Canaanite culture apparently developed in situ from the earlier Ghassulian chalcolithic culture, which pioneered the Mediterranean agricultural system typical of the Canaanite region, which comprised intensive subsistence horticulture, extensive grain growing, commercial wine and olive cultivation and transhumance pastoralism.
In climatology, the 8.2-kiloyear event was a sudden decrease in global temperatures that occurred approximately 8,200 years before the present, or c. 6,200 BC, and which lasted for the next two to four centuries. Drier conditions were notable in North Africa, and East Africa suffered five centuries of general drought.

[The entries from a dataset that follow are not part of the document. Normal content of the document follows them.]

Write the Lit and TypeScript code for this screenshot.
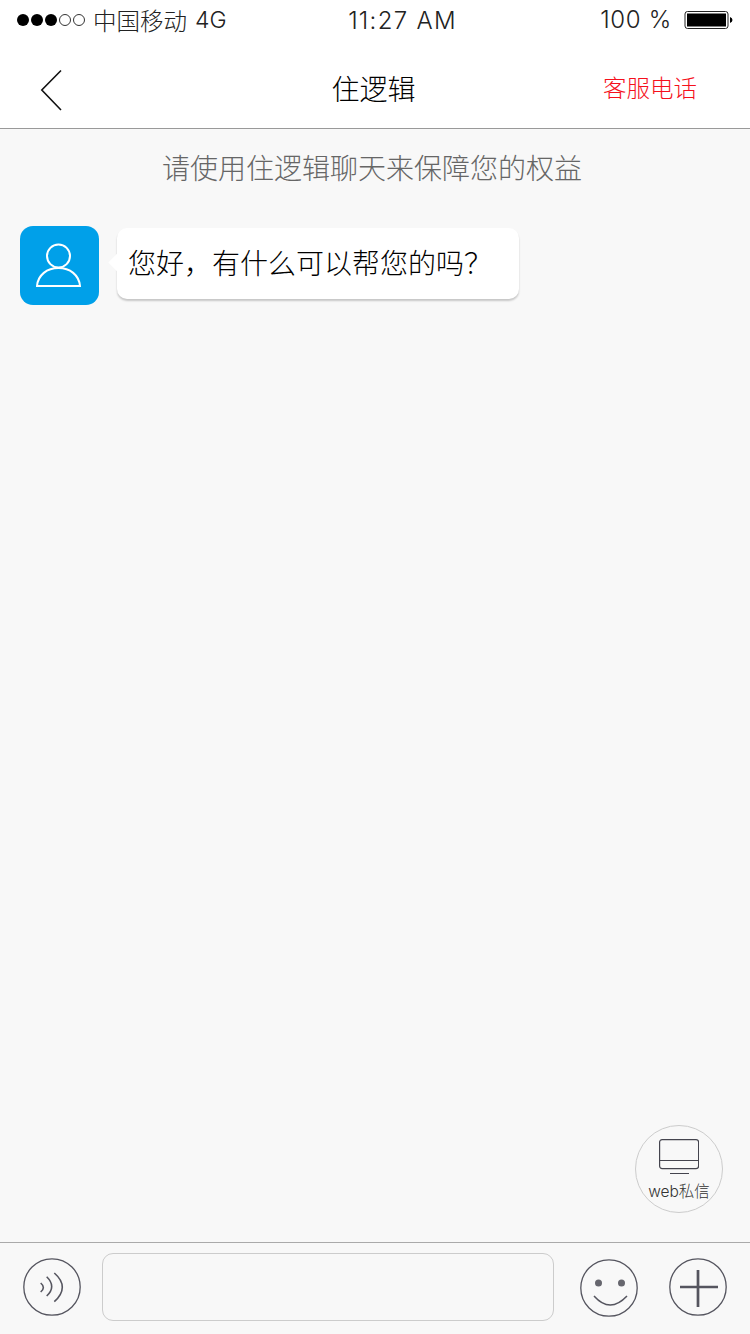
import { LitElement, html, css } from "lit";
import { customElement } from "lit/decorators.js";

@customElement("app-root")
export class AppRoot extends LitElement {
  static styles = css`
    :host { display: block; width: 750px; height: 1334px; overflow: hidden; background: #f8f8f8;
      font-family: Inter, "Noto Sans CJK SC", sans-serif; font-weight: 300; color: #222; }
    .page { display: flex; flex-direction: column; height: 1334px; }
    .status { height: 43px; flex: none; background: #fff; display: grid; grid-template-columns: 1fr auto 1fr; align-items: center;
      padding: 0 17px 3px 17px; box-sizing: border-box; font-size: 24px; line-height: 28px; color: #222; }
    .status .l, .status .r { display: flex; align-items: center; }
    .status .r { justify-content: flex-end; gap: 12px; }
    .status .r span { letter-spacing: 0.7px; }
    .time { letter-spacing: 1.3px; margin-left: 55px; margin-top: 1px; }
    .dots { display: flex; gap: 2px; margin-right: 8px; }
    .dot { width: 12px; height: 12px; border-radius: 50%; background: #000; box-sizing: border-box; }
    .dot.off { background: none; border: 1px solid #333; }
    .carrier { display: flex; gap: 8px; align-items: center; }
    .carrier b { font-weight: 300; font-size: 23.5px; line-height: 28px; font-family: "Noto Sans CJK SC", sans-serif; }
    .carrier em { font-style: normal; font-size: 23px; }
    .nav { height: 86px; flex: none; background: #fff; border-bottom: 1px solid #999; display: grid;
      grid-template-columns: 1fr auto 1fr; align-items: center; padding: 0 53px 0 40px; box-sizing: border-box; }
    .nav .title { font-size: 28px; line-height: 40px; color: #000; margin-left: 10px; margin-top: 4px; font-family: "Noto Sans CJK SC", sans-serif; }
    .nav .call { font-size: 23.5px; line-height: 34px; color: #f5101c; text-align: right; margin-top: 2px; font-family: "Noto Sans CJK SC", sans-serif; }
    .nav svg { display: block; margin-top: 8px; }
    .main { flex: 1; position: relative; }
    .notice { text-align: center; font-size: 28px; line-height: 40px; color: #666; margin-top: 18px; margin-left: -6px; font-family: "Noto Sans CJK SC", sans-serif; }
    .msg { display: flex; align-items: flex-start; padding: 39px 0 0 20px; gap: 18px; }
    .avatar { width: 79px; height: 79px; border-radius: 13px; background: #00a0e9; flex: none; display: flex; align-items: center; justify-content: center; padding-right: 1px; box-sizing: border-box; }
    .bubble { position: relative; margin-top: 2px; width: 402px; height: 71px; box-sizing: border-box; background: #fff; border-radius: 10px;
      box-shadow: 0 2px 2px rgba(0,0,0,.2); font-size: 28px; line-height: 69px; color: #000; padding-left: 11px; white-space: nowrap; font-family: "Noto Sans CJK SC", sans-serif; }
    .bubble::before { content: ""; position: absolute; left: -6px; top: 28px; width: 13px; height: 13px; background: #fff; transform: rotate(45deg); }
    .bubble span { position: relative; }
    .fab { position: absolute; left: 635px; top: 996px; width: 88px; height: 88px; box-sizing: border-box; border: 1.500px solid #ccc; border-radius: 50%;
      display: flex; flex-direction: column; align-items: center; padding-top: 13px; }
    .fab span { font-size: 15.500px; line-height: 18px; color: #333; margin-top: 8px; white-space: nowrap; }
    .bar { height: 92px; flex: none; border-top: 1px solid #aaa; box-sizing: border-box; display: flex; align-items: flex-start; padding: 15px 0 0 23px; background: #f8f8f8; }
    .bar svg { display: block; flex: none; }
    .input { width: 452px; height: 68px; box-sizing: border-box; border: 1.500px solid #ccc; border-radius: 11px; margin: -5px 26px 0 21px; flex: none; }
    .smile { margin: 1px 31px 0 0; }
  `;

  render() {
    return html`<div class="page">
      <div class="status">
        <div class="l"><div class="dots"><i class="dot"></i><i class="dot"></i><i class="dot"></i><i class="dot off"></i><i class="dot off"></i></div><span class="carrier"><b>中国移动</b><em>4G</em></span></div>
        <div class="time">11:27 AM</div>
        <div class="r"><span>100 %</span>
          <svg width="49" height="20" viewBox="0 0 49 20">
            <rect x="1" y="1.500" width="43" height="17" rx="2.500" fill="#fff" stroke="#222" stroke-width="1"/>
            <rect x="3" y="3.500" width="39" height="13" fill="#000"/>
            <path d="M46 7 Q48.500 8 48.500 10 Q48.500 12 46 13 Z" fill="#000"/>
          </svg>
        </div>
      </div>
      <div class="nav">
        <svg width="24" height="42" viewBox="0 0 24 42"><path d="M21 1.500 L1.800 21 L21 41" fill="none" stroke="#111" stroke-width="1.600"/></svg>
        <div class="title">住逻辑</div>
        <div class="call">客服电话</div>
      </div>
      <div class="main">
        <div class="notice">请使用住逻辑聊天来保障您的权益</div>
        <div class="msg">
          <div class="avatar">
            <svg width="46" height="46" viewBox="0 0 46 46" fill="none" stroke="#fff" stroke-width="2">
              <circle cx="22.500" cy="13" r="11.500"/>
              <path d="M1 43 C2 32 11 25 22.500 25 C34 25 43 32 44 43 Z"/>
            </svg>
          </div>
          <div class="bubble"><span>您好，有什么可以帮您的吗？</span></div>
        </div>
        <div class="fab">
          <svg width="40" height="36" viewBox="0 0 40 36" fill="none" stroke="#44444e" stroke-width="1.200">
            <rect x="0.600" y="0.600" width="39" height="29" rx="2.500"/>
            <path d="M0.600 21.500 H39.600 M11 34.500 H30"/>
          </svg>
          <span>web私信</span>
        </div>
      </div>
      <div class="bar">
        <svg width="58" height="58" viewBox="0 0 58 58" fill="none" stroke="#55555f" stroke-width="1.300">
          <circle cx="29" cy="29" r="28.200"/>
          <path d="M17.700 25 Q23 29.500 17.700 34" stroke-width="1.600"/>
          <path d="M23.700 18.700 Q33.700 28.500 23.700 38" stroke-width="1.600"/>
          <path d="M31.300 15 Q47.300 29 31.300 43.700" stroke-width="1.600"/>
        </svg>
        <div class="input"></div>
        <svg class="smile" width="58" height="58" viewBox="0 0 58 58" fill="none" stroke="#55555f" stroke-width="1.300">
          <circle cx="29" cy="29" r="28.200"/>
          <circle cx="18.500" cy="24" r="3.500" fill="#66666e" stroke="none"/>
          <circle cx="41.500" cy="24" r="3.500" fill="#66666e" stroke="none"/>
          <path d="M14 37 Q30 55 47 37" stroke-width="1.500"/>
        </svg>
        <svg width="58" height="58" viewBox="0 0 58 58" fill="none" stroke="#55555f" stroke-width="1.300">
          <circle cx="29" cy="29" r="28.200"/>
          <path d="M11 29 H49 M29 12 V49" stroke-width="2.700"/>
        </svg>
      </div>
    </div>`;
  }
}
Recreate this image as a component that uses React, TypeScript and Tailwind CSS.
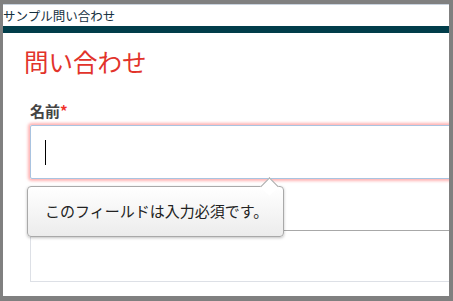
import React from 'react';

const font = { fontFamily: '"Noto Sans CJK JP", "Noto Sans", sans-serif' };

export default function App() {
  return (
    <div className="h-[301px] w-[453px] bg-[#808080] pt-[4px] pl-[3px] pr-[4px] pb-[5px]" style={font}>
      <div className="relative h-full overflow-hidden border-t border-[#c9d3de] bg-white">
        <div className="h-[21px] text-[12.5px] leading-[21px] text-[#15303f]">サンプル問い合わせ</div>
        <div className="h-[7px] bg-[#013d4a]" />

        <h1 className="mt-[14px] pl-[21px] text-[24.5px] font-normal leading-[30px] text-[#e2332b]">問い合わせ</h1>

        <div className="pl-[27px]">
          <label className="mt-[24px] block text-[15px] font-bold leading-[20px] text-[#444]">
            名前<span className="text-[#f0302a]">*</span>
          </label>

          <div className="mt-[4px] flex h-[54px] w-[440px] items-center rounded-[2px] border border-[#a9c3e0] pl-[14px] shadow-[0_0_3px_2px_rgba(255,130,130,0.6)]">
            <span className="block h-[25px] w-px bg-black" />
          </div>

          <div className="mt-[51px] h-[52px] w-[440px] border border-[#dde0e6] border-t-[#a8a8a8]" />
        </div>

        {/* validation bubble */}
        <div className="absolute left-[24px] top-[181px] h-[51px] w-[257px] rounded-[4px] border border-[#a9a9a9] bg-gradient-to-b from-white to-[#ececec] shadow-[0_1px_3px_rgba(0,0,0,0.25)]">
          <div className="absolute left-[235px] top-[-7px] h-[13px] w-[13px] rotate-45 border-l border-t border-[#a9a9a9] bg-white" />
          <div className="flex h-full items-center pl-[17px] text-[15px] text-[#222]">このフィールドは入力必須です。</div>
        </div>
      </div>
    </div>
  );
}
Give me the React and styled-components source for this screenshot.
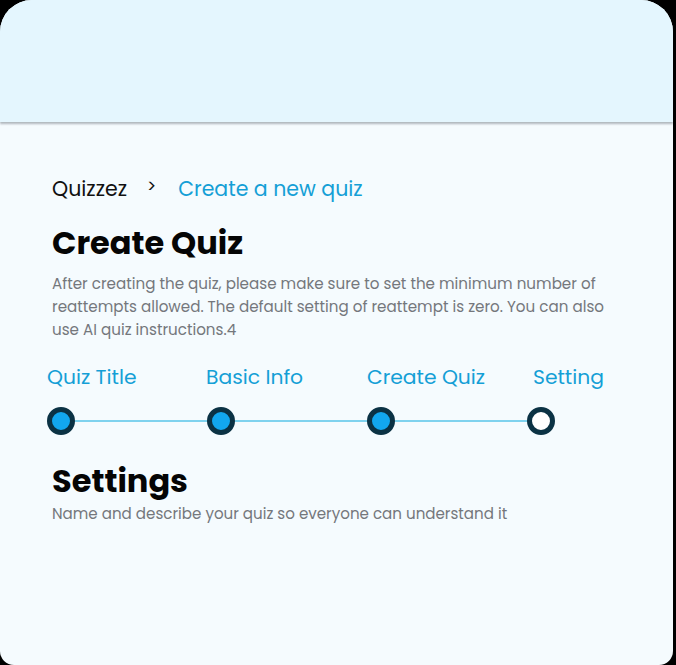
import styled, { createGlobalStyle } from "styled-components";

const GlobalStyle = createGlobalStyle`
  body {
    margin: 0;
    background: #000;
    font-family: "Poppins", Inter, "Noto Sans", sans-serif;
  }
`;

const steps = [
  { label: "Quiz Title", done: true, shift: 0 },
  { label: "Basic Info", done: true, shift: -1 },
  { label: "Create Quiz", done: true, shift: 0 },
  { label: "Setting", done: false, shift: 6 },
];

const App = () => {
  return (
    <>
      <GlobalStyle />
      <Card>
        <Header />
        <Body>
          <Crumbs>
            <CrumbRoot>Quizzez</CrumbRoot>
            <CrumbSep>&gt;</CrumbSep>
            <CrumbLink>Create a new quiz</CrumbLink>
          </Crumbs>
          <Title>Create Quiz</Title>
          <Lead>
            After creating the quiz, please make sure to set the minimum number of
            reattempts allowed. The default setting of reattempt is zero. You can also
            use AI quiz instructions.4
          </Lead>
          <Steps>
            {steps.map((s, i) => (
              <Step key={s.label}>
                <StepLabel $shift={s.shift}>{s.label}</StepLabel>
                <Track>
                  <Dot $done={s.done} />
                  {i < steps.length - 1 && <Connector />}
                </Track>
              </Step>
            ))}
          </Steps>
          <SubTitle>Settings</SubTitle>
          <SubLead>Name and describe your quiz so everyone can understand it</SubLead>
        </Body>
      </Card>
    </>
  );
};

const Card = styled.div`
  width: 673px;
  height: 665px;
  display: flex;
  flex-direction: column;
  background: #f5fbfe;
  border-radius: 32px 32px 14px 14px;
  overflow: hidden;
`;
const Header = styled.div`
  height: 122px;
  flex-shrink: 0;
  background: #e4f6fe;
  box-shadow: 0 2px 2px rgba(90, 100, 110, 0.45);
  position: relative;
  z-index: 1;
`;
const Body = styled.div`
  flex: 1;
  padding: 52px 52px 0 52px;
`;
const Crumbs = styled.div`
  display: flex;
  align-items: center;
  font-size: 20.5px;
  height: 28px;
`;
const CrumbRoot = styled.span`
  color: #111;
`;
const CrumbSep = styled.span`
  color: #111;
  font-size: 17px;
  margin: -5px 22px 0 20px;
`;
const CrumbLink = styled.span`
  color: #149fd6;
`;
const Title = styled.h1`
  margin: 21px 0 0;
  font-size: 32px;
  font-weight: 700;
  color: #050505;
  line-height: 40px;
`;
const Lead = styled.p`
  margin: 9px 0 0;
  font-size: 15.15px;
  line-height: 23px;
  color: #74777c;
  max-width: 570px;
`;
const Steps = styled.div`
  display: grid;
  grid-template-columns: repeat(4, 160px);
  margin: 22px 0 0 -5px;
`;
const Step = styled.div`
  display: flex;
  flex-direction: column;
`;
const StepLabel = styled.div`
  font-size: 20.3px;
  line-height: 28px;
  color: #149fd6;
  white-space: nowrap;
  margin-left: ${(p) => p.$shift}px;
`;
const Track = styled.div`
  display: flex;
  align-items: center;
  margin-top: 16px;
`;
const Dot = styled.div`
  width: 28px;
  height: 28px;
  box-sizing: border-box;
  border-radius: 50%;
  border: 5px solid #0b3244;
  background: ${(p) => (p.$done ? "#12a7ef" : "#ffffff")};
  flex-shrink: 0;
`;
const Connector = styled.div`
  flex: 1;
  height: 2px;
  background: #7fd2ee;
`;
const SubTitle = styled.h2`
  margin: 26px 0 0;
  font-size: 32px;
  font-weight: 700;
  color: #050505;
  line-height: 40px;
`;
const SubLead = styled.p`
  margin: 1px 0 0;
  font-size: 15.1px;
  color: #74777c;
`;

export default App;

In West Asia, especially Mesopotamia, the 8.2-kiloyear event was a 300-year aridification and cooling episode, which may have provided the natural force for Mesopotamian irrigation agriculture and surplus production, which were essential for the earliest formation of classes and urban life.
However, changes taking place over centuries around the period are difficult to link specifically to the approximately 100-year abrupt event, as recorded most clearly in the Greenland ice cores.
In particular, in Tell Sabi Abyad, an archaeological site in the Balikh River valley in northern Syria, significant cultural changes are observed at c. 6200 BC; the settlement was not abandoned at the time. The earliest pottery of Syria was discovered here; it dates at ca. 6900-6800 BC, and consists of mineral-tempered, and sometimes painted wares.
Archaeologists discovered what seems like the oldest painted pottery here. Remarkably, the earliest pottery was of a very high quality, and some of it was already painted. Later, the painted pottery was discontinued, and the quality declined.
It was not until around 6200 BC that people began to add painted decorations again. The question of why the Neolithic inhabitants of Tell Sabi Abyad initially stopped painting their pottery is unanswered for the time being.
Pottery found at the site includes Dark Faced Burnished Ware and a Fine Ware that resembled Hassuna Ware and Samarra Ware. Bowls and jars often had angled necks and ornate geometric designs, some featuring horned animals.